Quella di Riccardo potrebbe sembrare una storia già sentita. La storia di tanti, di tutti coloro che per coraggio o per codardia scelgono di allontanarsi dal mondo per tornare, in un certo senso, all’essenziale. Certe volte, però, non è la trama a fare la differenza, il cosa non è importante. Conta soltanto il come.
Riccardo Monte è originario della provincia di Verbania, il suo paese si chiama Ornavasso, da lì si vedono le cime della Val Grande, una delle zone più selvagge della montagna italiana. Studia architettura al Politecnico di Milano, nel 2008, quando si laurea non ha programmi pronti, così segue il consiglio di un amico di famiglia: vai a Londra.
L’indicazione è di Vittorio Gregotti, architetto e ideatore di oltre centoventi progetti di pregio in Italia e all’estero. Riccardo parte, si butta, ci prova.
Inizia a lavorare per un importante studio, il dRMM Architets, vincitore dello Stirling Prize; al suo interno vi si trova un laboratorio di modellistica, lì è dove prendono forma i progetti. Col tempo Riccardo ne diventa il responsabile.
Passano otto anni e sembra un giorno qualunque quando decide che quella fase è finita. Lascia Londra pensando di viaggiare per il mondo ma, quando fa ritorno in Valdossola, si rende conto che possiede già tutto ciò di cui ha bisogno.
Trascorre sei mesi in montagna, si ritira da solo per trascorrere l’inverno nella natura, non ha nemmeno l’energia elettrica e non gli manca. Come Thoreau, Riccardo non cerca nulla se non un’esperienza che lo renda più ricco. L’essenziale sta tutto lì, in fondo.
Finito quel tempo, qualcosa passa, qualcosa resta. Rimangono un appartamento da ristrutturare e un pensiero. Ornavasso torna a essere casa, così come lo era già stata per i Walser, una popolazione autoctona che dal Medioevo si era instaurata in quelle valli. Riccardo sente molta affinità con quei suoi antenati, perchè riuscivano a sfruttare quello che avevano. La terra, il legno, la montagna.
Da questa ispirazione nasce l’attività di Riccardo Monte che non ama definirsi artigiano, nonostante il materiale sia sempre protagonista delle sue creazioni. L’ascolto delle materie prime è il punto di partenza per le sue collezioni di arredi che prendono forma da suggestioni quotidiane e si definiscono attraverso una sperimentazione concreta.

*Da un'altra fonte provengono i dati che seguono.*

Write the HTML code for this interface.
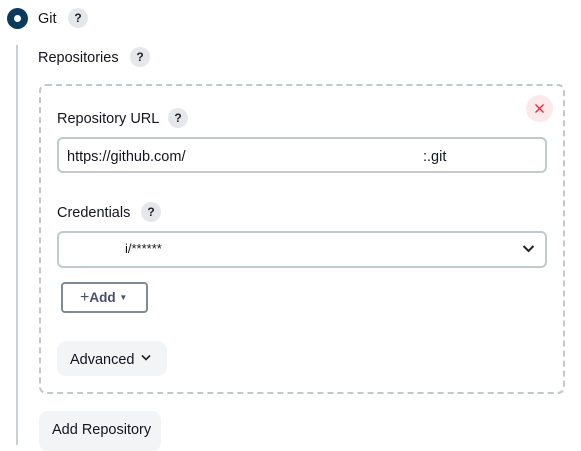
<!DOCTYPE html>
<html><head><style>
*{box-sizing:border-box;margin:0;padding:0}
body{width:581px;height:438px;overflow:hidden;background:#fff;font-family:"Liberation Sans",Arial,sans-serif;color:#14141f;font-size:14px;position:relative}
.a{position:absolute}
.help{position:absolute;width:20px;height:20px;border-radius:50%;background:#e6e7ea;font-size:12px;font-weight:bold;text-align:center;line-height:20px;color:#222}
.lbl{position:absolute;font-size:14.5px;line-height:18px}
.inp{position:absolute;border:2px solid #c2c9cc;border-radius:6px;background:#fff}
</style></head><body>
<div class="a" style="left:7px;top:8px;width:21px;height:21px;border-radius:50%;background:#0b3b5c"></div>
<div class="a" style="left:14px;top:15px;width:7px;height:7px;border-radius:50%;background:#fff"></div>
<div class="lbl" style="left:38px;top:10px">Git</div>
<div class="help" style="left:68px;top:8px">?</div>
<div class="a" style="left:16px;top:45px;width:2px;height:400px;background:#c9ced3"></div>
<div class="lbl" style="left:38px;top:49px">Repositories</div>
<div class="help" style="left:130px;top:47px">?</div>
<div class="a" style="left:39px;top:84px;width:526px;height:310px;border:2px dashed #c2c8cc;border-radius:7px"></div>
<div class="a" style="left:526px;top:95px;width:27px;height:27px;border-radius:50%;background:#fde8ea"></div>
<svg class="a" style="left:535px;top:104px" width="9" height="9" viewBox="0 0 9 9"><path d="M0.5 0.5L8.5 8.5M8.5 0.5L0.5 8.5" stroke="#e8283f" stroke-width="1.3"/></svg>
<div class="lbl" style="left:57px;top:110px">Repository URL</div>
<div class="help" style="left:168px;top:108px">?</div>
<div class="inp" style="left:57px;top:137px;width:490px;height:36px"></div>
<div class="lbl" style="left:67px;top:148px">https://github.com/</div>
<div class="lbl" style="left:423px;top:148px">:.git</div>
<div class="lbl" style="left:57px;top:204px">Credentials</div>
<div class="help" style="left:141px;top:202px">?</div>
<div class="inp" style="left:57px;top:231px;width:490px;height:37px"></div>
<div class="lbl" style="left:125px;top:240px;font-size:13px">i/******</div>
<svg class="a" style="left:522px;top:244px" width="13" height="9" viewBox="0 0 13 9"><path d="M1.5 2L6.5 7L11.5 2" stroke="#222" stroke-width="2" fill="none"/></svg>
<div class="a" style="left:61px;top:282px;width:87px;height:31px;border:2px solid #7f8b92;border-radius:4px"></div>
<div class="lbl" style="left:80px;top:289px;color:#4b4e6b;font-weight:bold;font-size:13.5px"><span style="font-weight:normal;font-size:16px">+</span>Add <span style="font-size:8px;vertical-align:2px">▼</span></div>
<div class="a" style="left:57px;top:341px;width:110px;height:35px;border-radius:9px;background:#f3f4f6"></div>
<div class="lbl" style="left:70px;top:351px">Advanced</div>
<svg class="a" style="left:141px;top:354px" width="10" height="7" viewBox="0 0 10 7"><path d="M1 1.5L5 5.5L9 1.5" stroke="#222" stroke-width="1.6" fill="none"/></svg>
<div class="a" style="left:39px;top:411px;width:122px;height:40px;border-radius:9px;background:#f3f4f6"></div>
<div class="lbl" style="left:52px;top:421px">Add Repository</div>
</body></html>
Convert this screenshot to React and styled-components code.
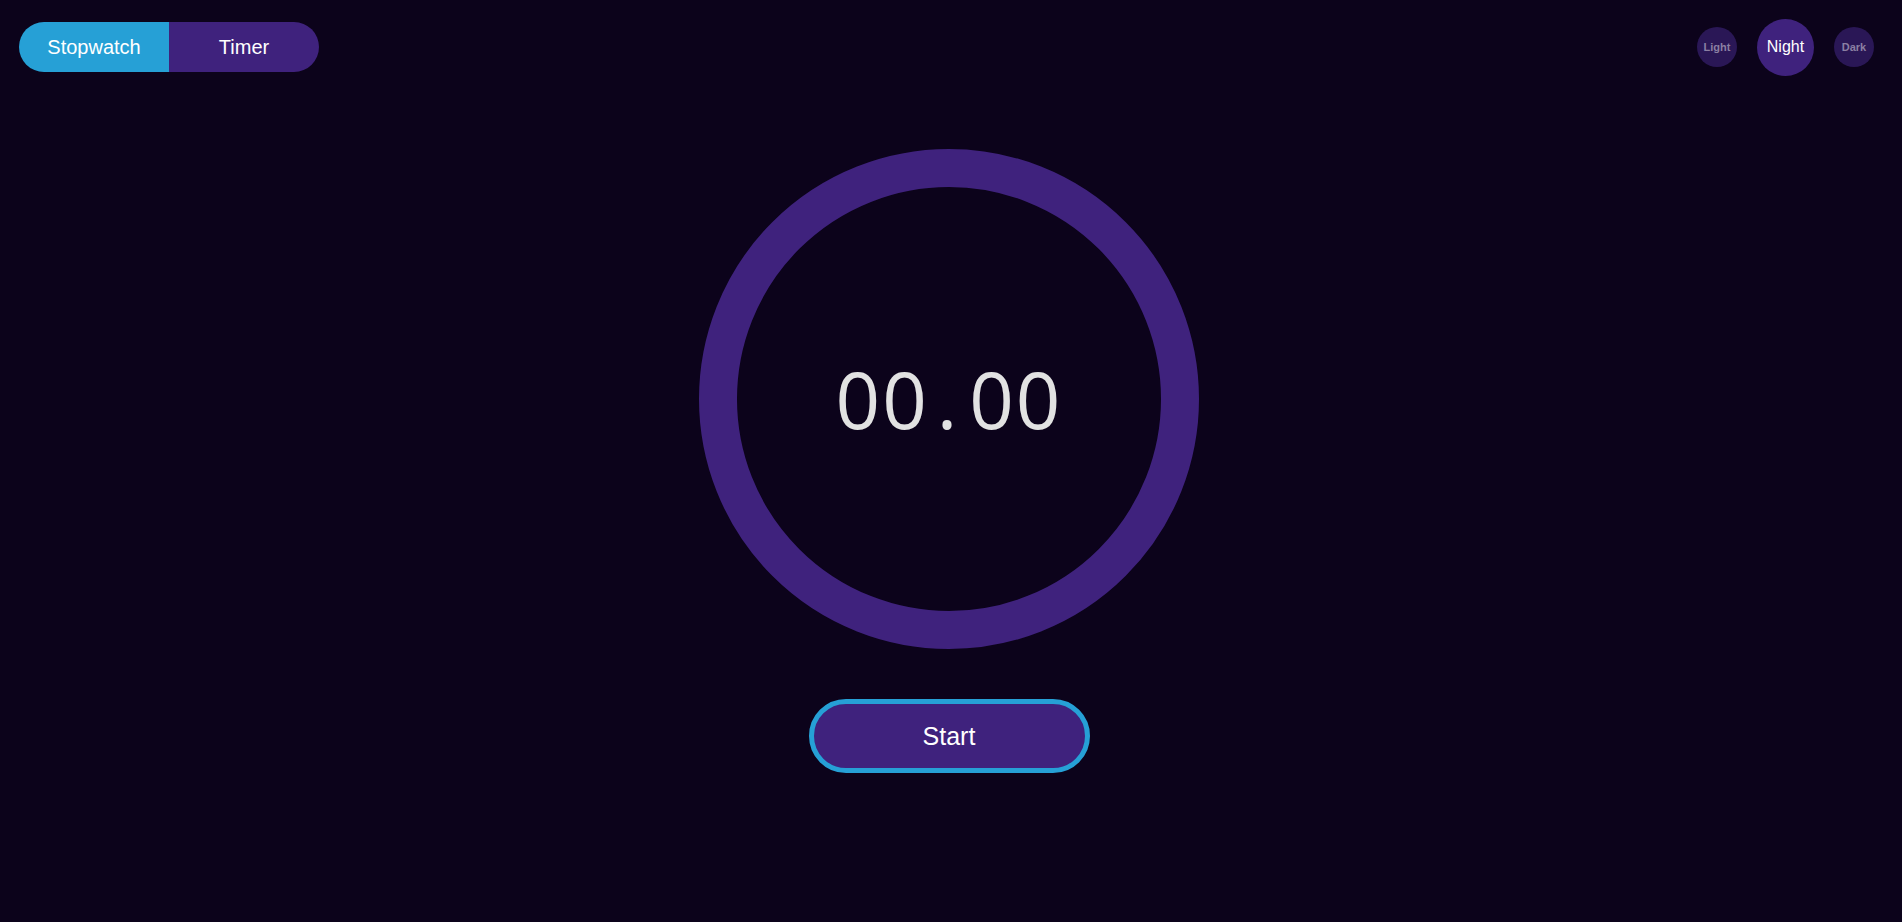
import React from 'react'
import styled, { createGlobalStyle } from 'styled-components'

const GlobalStyle = createGlobalStyle`
body {
  margin: 0;
  background-color: #0c031b;
  font-family: "Liberation Sans", Arial, sans-serif;
}
`;

const Page = styled.main`
min-height: 100vh;
display: flex;
flex-direction: column;
`;

const TopBar = styled.header`
display: flex;
justify-content: space-between;
align-items: center;
padding: 18px 28px 0 19px;
height: 58px;
`;

const ModeToggle = styled.div`
display: flex;
height: 50px;
border-radius: 25px;
overflow: hidden;
`;

const ModeButton = styled.button`
width: 150px;
border: 0;
font-family: inherit;
font-size: 20px;
color: #fff;
background-color: ${p => (p.active ? '#26a0d6' : '#3f227d')};
cursor: pointer;
`;

const ThemeRow = styled.div`
display: flex;
align-items: center;
gap: 20px;
`;

const ThemeButton = styled.button`
width: ${p => (p.active ? '57px' : '40px')};
height: ${p => (p.active ? '57px' : '40px')};
border-radius: 50%;
border: 0;
padding: 0;
font-family: inherit;
font-size: ${p => (p.active ? '16px' : '11px')};
font-weight: ${p => (p.active ? 400 : 700)};
color: ${p => (p.active ? '#ffffff' : '#8b7fa3')};
background-color: ${p => (p.active ? '#3f227d' : '#2a1756')};
cursor: pointer;
`;

const Center = styled.section`
display: flex;
flex-direction: column;
align-items: center;
padding: 73px 4px 0 0;
`;

const Dial = styled.div`
width: 424px;
height: 424px;
border: 38px solid #3f227d;
border-radius: 50%;
display: flex;
align-items: center;
justify-content: center;
`;

const Readout = styled.div`
font-family: "Open Sans", sans-serif;
font-size: 78px;
letter-spacing: 2px;
color: #e2e2e2;
display: flex;
align-items: baseline;
span {
  margin: 0 10px 0 8px;
}
`;

const StartButton = styled.button`
margin-top: 50px;
width: 281px;
height: 74px;
border-radius: 37px;
border: 5px solid #26a0d6;
background-color: #3f227d;
color: #fff;
font-family: inherit;
font-size: 25px;
cursor: pointer;
`;

function App() {
  return (
    <Page>
      <GlobalStyle />
      <TopBar>
        <ModeToggle>
          <ModeButton active>Stopwatch</ModeButton>
          <ModeButton>Timer</ModeButton>
        </ModeToggle>
        <ThemeRow>
          <ThemeButton>Light</ThemeButton>
          <ThemeButton active>Night</ThemeButton>
          <ThemeButton>Dark</ThemeButton>
        </ThemeRow>
      </TopBar>
      <Center>
        <Dial>
          <Readout>00<span>.</span>00</Readout>
        </Dial>
        <StartButton>Start</StartButton>
      </Center>
    </Page>
  )
}

export default App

Gli oggetti design che Riccardo produce sono tutti fatti a mano, pezzi unici che narrano un percorso artistico personale e, al tempo stesso, una scelta di vita. Sono tavoli, panche, sgabelli dalla forte presenza materica e dalla forma duttile.
I taglieri sono forse il riassunto più rappresentativo del pensiero di Riccardo: valorizzare l’esistente. Aggiungere il meno possibile. Il product designer è colui che sparisce.
Se in inglese è il termine maker a racchiudere al meglio questa attitudine, in italiano non esiste nulla di simile. Riccardo è homo faber, nel senso rinascimentale e letterale del termine.
In questo percorso è accompagnato da Katie May e dal piccolo Julian. Katie è la parola ultima, quella che approva e supporta, lo sguardo esterno. Con lei vive nella casa che ha ristrutturato, a cui diverse testate internazionali hanno dedicato pagine e attenzione. Le loro produzioni artistiche sono vendute in tutto il mondo.
L’attività di Riccardo che finora è stata improntata su complementi d’arredo in legno, non ha un’unica direzione perché presuppone un’evoluzione costante. Lasciarsi stupire è l’unico obbligo.